Rows from a dataset of pages and code>
/---

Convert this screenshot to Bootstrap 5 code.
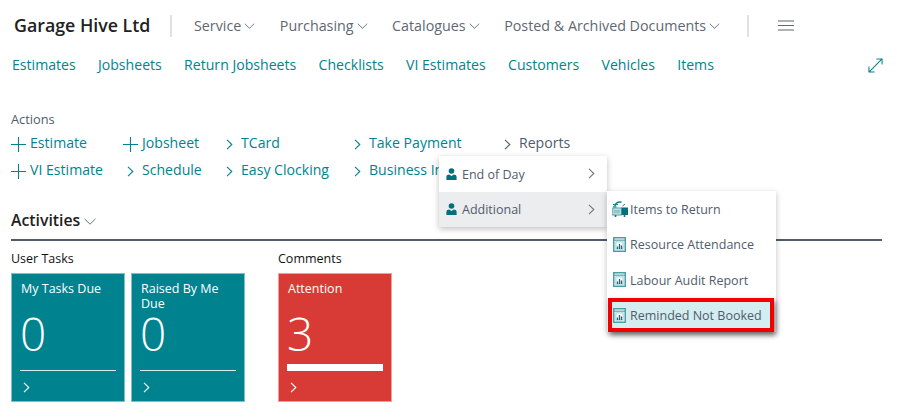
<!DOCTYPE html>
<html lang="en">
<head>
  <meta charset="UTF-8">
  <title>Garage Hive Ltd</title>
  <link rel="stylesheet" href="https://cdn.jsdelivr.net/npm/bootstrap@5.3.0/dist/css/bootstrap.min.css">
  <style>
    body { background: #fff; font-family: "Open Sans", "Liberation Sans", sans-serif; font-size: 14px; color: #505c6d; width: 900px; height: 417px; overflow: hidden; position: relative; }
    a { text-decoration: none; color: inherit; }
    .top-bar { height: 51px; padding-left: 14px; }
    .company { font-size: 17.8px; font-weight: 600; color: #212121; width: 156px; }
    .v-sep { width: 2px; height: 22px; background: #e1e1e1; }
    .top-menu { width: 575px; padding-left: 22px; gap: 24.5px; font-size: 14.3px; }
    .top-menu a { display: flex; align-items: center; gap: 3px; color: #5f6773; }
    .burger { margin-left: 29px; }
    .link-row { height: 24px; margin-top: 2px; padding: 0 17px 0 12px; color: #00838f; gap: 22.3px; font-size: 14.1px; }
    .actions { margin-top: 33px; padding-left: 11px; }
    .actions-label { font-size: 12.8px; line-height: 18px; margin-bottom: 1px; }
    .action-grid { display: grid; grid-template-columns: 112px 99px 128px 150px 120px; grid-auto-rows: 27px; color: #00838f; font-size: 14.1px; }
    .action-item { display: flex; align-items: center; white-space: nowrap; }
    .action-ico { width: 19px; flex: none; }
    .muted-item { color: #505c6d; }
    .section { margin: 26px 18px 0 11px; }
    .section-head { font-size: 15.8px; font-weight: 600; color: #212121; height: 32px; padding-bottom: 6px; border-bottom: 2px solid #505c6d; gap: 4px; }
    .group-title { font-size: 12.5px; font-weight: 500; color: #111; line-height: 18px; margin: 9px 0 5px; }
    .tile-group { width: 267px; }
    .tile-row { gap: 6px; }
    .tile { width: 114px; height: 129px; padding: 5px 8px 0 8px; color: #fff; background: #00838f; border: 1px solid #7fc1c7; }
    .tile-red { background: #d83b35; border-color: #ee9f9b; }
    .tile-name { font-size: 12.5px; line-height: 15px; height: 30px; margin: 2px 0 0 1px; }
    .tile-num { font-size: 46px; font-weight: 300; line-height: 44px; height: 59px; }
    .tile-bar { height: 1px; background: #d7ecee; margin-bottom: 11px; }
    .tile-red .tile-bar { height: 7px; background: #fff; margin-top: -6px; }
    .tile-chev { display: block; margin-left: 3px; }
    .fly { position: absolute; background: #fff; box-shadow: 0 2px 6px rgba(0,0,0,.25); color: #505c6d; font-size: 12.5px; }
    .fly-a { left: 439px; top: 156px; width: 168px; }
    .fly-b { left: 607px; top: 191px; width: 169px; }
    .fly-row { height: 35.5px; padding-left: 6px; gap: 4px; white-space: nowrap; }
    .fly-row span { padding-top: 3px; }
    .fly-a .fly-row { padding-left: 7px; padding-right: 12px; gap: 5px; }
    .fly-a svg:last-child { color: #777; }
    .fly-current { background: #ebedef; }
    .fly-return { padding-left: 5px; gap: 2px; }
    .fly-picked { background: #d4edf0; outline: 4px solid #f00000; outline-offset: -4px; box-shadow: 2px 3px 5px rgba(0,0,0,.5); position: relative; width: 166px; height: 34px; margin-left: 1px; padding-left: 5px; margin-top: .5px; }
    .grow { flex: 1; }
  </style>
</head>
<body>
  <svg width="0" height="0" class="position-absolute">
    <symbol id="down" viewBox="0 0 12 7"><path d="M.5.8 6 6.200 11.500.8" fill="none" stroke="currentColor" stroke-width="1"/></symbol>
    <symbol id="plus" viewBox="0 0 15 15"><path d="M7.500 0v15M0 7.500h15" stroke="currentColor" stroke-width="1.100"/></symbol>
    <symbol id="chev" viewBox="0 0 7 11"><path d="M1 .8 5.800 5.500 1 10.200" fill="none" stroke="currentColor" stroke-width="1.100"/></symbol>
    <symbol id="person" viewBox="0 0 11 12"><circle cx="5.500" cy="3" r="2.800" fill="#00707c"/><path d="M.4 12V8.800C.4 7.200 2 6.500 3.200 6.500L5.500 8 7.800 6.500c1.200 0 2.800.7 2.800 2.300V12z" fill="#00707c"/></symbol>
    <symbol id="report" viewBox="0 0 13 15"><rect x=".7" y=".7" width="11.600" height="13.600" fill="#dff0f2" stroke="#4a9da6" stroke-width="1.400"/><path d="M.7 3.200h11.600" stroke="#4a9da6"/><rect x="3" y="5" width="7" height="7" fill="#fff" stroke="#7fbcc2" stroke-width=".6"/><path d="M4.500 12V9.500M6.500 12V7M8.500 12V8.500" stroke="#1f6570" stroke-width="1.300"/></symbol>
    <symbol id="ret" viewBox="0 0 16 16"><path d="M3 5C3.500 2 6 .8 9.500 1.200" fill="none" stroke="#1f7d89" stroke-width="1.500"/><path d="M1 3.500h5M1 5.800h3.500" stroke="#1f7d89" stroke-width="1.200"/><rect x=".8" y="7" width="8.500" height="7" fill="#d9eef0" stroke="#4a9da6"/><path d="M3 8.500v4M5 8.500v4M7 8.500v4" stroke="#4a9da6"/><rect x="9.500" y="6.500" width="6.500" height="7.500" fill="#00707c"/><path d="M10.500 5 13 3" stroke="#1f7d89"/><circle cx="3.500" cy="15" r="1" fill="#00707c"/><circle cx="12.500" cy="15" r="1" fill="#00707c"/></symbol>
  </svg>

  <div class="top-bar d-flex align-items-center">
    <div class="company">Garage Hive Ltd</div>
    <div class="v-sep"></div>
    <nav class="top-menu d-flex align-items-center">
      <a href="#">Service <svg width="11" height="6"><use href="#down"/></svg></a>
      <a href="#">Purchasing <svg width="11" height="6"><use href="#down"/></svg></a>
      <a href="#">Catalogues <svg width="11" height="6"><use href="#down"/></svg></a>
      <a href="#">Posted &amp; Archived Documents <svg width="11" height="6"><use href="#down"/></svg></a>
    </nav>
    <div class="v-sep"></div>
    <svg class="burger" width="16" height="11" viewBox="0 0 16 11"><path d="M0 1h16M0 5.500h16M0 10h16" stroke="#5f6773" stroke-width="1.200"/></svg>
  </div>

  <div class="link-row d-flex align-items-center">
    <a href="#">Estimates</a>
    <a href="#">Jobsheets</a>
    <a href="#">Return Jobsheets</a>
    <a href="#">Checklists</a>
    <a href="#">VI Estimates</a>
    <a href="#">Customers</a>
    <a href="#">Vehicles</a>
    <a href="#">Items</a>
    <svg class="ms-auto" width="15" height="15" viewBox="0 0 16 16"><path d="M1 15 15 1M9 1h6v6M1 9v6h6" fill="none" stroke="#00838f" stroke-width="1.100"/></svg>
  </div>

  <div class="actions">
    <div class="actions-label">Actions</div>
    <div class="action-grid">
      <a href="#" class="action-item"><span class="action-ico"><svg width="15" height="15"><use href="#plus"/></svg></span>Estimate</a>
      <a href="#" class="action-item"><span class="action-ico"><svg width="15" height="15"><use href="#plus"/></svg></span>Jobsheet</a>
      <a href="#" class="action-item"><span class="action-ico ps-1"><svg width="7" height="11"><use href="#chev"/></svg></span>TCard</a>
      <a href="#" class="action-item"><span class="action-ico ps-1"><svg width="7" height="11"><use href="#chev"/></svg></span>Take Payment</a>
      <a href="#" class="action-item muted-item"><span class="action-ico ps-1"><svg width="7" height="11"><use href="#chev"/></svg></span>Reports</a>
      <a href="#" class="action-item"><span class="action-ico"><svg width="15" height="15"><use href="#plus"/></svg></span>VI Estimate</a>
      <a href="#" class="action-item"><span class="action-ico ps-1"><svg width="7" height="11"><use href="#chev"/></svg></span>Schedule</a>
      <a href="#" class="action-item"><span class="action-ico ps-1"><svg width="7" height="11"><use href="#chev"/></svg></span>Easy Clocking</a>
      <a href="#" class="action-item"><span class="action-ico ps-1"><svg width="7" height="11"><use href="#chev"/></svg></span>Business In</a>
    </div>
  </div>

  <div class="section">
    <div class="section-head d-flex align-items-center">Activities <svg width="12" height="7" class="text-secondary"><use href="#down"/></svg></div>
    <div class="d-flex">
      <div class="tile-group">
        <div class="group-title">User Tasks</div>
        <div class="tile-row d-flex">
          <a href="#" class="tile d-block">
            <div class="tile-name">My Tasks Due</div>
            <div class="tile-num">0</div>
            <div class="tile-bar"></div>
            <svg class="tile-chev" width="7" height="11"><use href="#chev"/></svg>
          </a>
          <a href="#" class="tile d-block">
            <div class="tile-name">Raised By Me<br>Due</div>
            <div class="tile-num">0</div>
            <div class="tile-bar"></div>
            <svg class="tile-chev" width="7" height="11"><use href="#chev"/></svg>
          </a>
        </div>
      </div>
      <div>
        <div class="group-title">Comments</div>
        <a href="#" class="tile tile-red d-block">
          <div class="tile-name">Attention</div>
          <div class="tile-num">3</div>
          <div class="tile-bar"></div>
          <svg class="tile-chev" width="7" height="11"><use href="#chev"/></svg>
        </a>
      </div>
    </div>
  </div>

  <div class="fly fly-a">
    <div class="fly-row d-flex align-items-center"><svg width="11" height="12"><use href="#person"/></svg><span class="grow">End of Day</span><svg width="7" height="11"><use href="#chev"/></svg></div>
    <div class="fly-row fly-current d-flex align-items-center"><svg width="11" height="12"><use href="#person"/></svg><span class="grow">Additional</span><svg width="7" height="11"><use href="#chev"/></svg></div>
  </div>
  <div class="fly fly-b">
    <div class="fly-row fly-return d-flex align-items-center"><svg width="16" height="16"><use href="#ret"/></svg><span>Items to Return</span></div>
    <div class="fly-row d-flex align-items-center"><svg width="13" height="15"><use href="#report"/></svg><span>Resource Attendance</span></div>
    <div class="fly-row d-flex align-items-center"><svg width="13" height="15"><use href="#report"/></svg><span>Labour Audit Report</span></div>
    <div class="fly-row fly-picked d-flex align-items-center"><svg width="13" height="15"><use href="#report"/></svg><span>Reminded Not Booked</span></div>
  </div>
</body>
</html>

\---
/---

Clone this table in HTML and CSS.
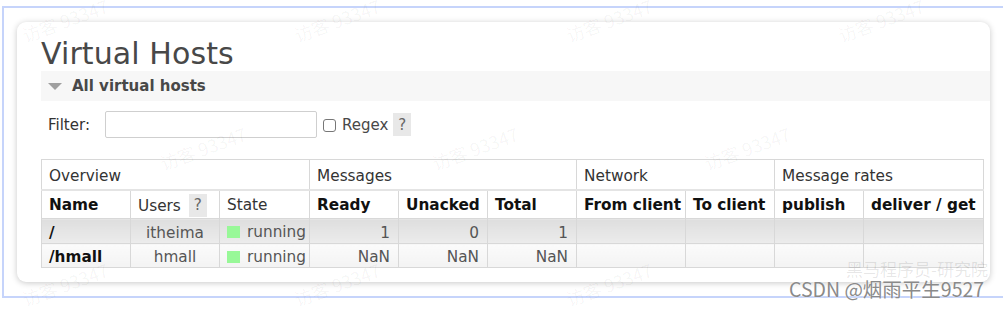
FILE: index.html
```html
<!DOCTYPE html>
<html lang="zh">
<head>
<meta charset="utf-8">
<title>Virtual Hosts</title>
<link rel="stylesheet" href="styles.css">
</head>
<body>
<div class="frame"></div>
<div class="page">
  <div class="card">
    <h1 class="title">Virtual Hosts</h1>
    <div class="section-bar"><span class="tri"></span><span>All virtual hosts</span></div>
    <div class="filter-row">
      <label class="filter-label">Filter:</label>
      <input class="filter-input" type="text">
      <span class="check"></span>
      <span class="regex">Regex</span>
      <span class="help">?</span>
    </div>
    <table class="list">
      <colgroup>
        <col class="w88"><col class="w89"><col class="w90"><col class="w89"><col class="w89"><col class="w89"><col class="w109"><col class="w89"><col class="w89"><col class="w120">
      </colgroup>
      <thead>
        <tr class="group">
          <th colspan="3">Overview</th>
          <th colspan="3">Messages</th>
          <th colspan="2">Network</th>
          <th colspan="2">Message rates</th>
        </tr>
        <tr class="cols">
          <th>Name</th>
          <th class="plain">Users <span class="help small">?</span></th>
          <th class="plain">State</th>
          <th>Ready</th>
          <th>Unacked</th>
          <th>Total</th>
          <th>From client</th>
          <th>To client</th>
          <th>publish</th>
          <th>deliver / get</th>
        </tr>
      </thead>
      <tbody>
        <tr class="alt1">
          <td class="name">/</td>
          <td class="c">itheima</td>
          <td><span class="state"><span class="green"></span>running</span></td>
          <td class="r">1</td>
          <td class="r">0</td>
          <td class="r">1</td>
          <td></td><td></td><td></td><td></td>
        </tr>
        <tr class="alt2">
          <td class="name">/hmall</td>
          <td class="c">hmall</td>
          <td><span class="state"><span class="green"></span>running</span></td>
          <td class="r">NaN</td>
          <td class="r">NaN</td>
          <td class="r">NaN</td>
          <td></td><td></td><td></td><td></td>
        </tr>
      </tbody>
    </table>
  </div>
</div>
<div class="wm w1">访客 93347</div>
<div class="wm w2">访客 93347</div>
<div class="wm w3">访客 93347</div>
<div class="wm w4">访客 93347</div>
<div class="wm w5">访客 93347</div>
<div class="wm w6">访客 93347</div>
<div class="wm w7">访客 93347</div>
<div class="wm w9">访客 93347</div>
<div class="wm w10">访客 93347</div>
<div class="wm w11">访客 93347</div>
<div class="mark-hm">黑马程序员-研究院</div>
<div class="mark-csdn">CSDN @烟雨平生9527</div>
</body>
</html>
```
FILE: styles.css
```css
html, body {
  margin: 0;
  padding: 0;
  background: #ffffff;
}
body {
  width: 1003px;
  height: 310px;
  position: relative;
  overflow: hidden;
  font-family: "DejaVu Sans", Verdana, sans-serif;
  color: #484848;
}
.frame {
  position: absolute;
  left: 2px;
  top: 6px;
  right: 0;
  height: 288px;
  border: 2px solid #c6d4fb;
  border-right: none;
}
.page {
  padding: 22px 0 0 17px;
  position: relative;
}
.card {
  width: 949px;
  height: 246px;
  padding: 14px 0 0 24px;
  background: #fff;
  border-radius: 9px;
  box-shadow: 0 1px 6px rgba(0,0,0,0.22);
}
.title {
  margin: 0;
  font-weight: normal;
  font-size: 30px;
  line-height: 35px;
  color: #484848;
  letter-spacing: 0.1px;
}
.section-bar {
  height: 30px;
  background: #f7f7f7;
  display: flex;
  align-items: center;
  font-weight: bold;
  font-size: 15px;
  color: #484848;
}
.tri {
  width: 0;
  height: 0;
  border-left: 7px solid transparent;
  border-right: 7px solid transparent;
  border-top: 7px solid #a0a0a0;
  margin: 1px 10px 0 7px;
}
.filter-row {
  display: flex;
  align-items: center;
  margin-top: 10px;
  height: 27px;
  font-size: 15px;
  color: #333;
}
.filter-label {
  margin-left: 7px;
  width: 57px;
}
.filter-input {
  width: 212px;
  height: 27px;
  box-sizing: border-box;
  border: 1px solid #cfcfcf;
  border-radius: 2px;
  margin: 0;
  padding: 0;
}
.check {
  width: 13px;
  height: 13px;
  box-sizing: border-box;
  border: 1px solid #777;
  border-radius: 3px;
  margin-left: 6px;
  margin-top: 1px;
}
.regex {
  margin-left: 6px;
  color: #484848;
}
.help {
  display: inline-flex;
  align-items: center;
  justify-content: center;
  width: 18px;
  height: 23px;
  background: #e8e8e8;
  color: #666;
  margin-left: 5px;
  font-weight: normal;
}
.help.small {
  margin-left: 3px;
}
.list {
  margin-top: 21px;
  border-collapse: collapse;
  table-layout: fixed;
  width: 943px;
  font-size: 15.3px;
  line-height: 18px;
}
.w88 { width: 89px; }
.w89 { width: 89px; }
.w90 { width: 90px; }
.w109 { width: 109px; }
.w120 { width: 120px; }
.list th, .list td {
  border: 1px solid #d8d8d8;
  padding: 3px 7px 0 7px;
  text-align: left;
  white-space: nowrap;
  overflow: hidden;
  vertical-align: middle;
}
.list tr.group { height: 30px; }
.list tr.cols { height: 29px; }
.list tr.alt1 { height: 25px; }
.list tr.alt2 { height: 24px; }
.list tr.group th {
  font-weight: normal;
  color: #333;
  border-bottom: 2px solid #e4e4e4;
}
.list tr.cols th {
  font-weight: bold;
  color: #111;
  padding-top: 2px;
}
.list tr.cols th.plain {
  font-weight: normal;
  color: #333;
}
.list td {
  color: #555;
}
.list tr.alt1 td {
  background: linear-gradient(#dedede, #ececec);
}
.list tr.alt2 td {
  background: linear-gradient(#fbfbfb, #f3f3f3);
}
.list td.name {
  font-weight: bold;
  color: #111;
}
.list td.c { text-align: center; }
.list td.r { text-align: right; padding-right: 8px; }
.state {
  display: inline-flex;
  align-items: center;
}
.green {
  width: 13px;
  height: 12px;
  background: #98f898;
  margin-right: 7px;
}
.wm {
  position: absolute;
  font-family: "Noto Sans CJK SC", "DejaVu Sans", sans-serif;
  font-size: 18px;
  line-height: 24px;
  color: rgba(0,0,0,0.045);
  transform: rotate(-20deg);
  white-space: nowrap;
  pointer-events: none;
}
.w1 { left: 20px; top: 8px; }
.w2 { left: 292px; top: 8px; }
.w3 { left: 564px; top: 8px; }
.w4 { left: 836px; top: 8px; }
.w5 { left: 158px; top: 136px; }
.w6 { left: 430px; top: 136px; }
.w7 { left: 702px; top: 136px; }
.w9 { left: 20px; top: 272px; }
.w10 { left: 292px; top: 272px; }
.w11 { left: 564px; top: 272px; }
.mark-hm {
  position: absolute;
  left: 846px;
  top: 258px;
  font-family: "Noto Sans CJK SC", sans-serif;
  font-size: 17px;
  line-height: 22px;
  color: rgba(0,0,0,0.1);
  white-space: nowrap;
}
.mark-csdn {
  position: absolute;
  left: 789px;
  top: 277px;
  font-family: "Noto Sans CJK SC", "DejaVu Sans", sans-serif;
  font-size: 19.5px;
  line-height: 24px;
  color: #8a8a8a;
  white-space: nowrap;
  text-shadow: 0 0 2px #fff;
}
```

\---

Exercise> From the records above, how many lines include the word "this"? Only the number is wanted.

Problem solution> 2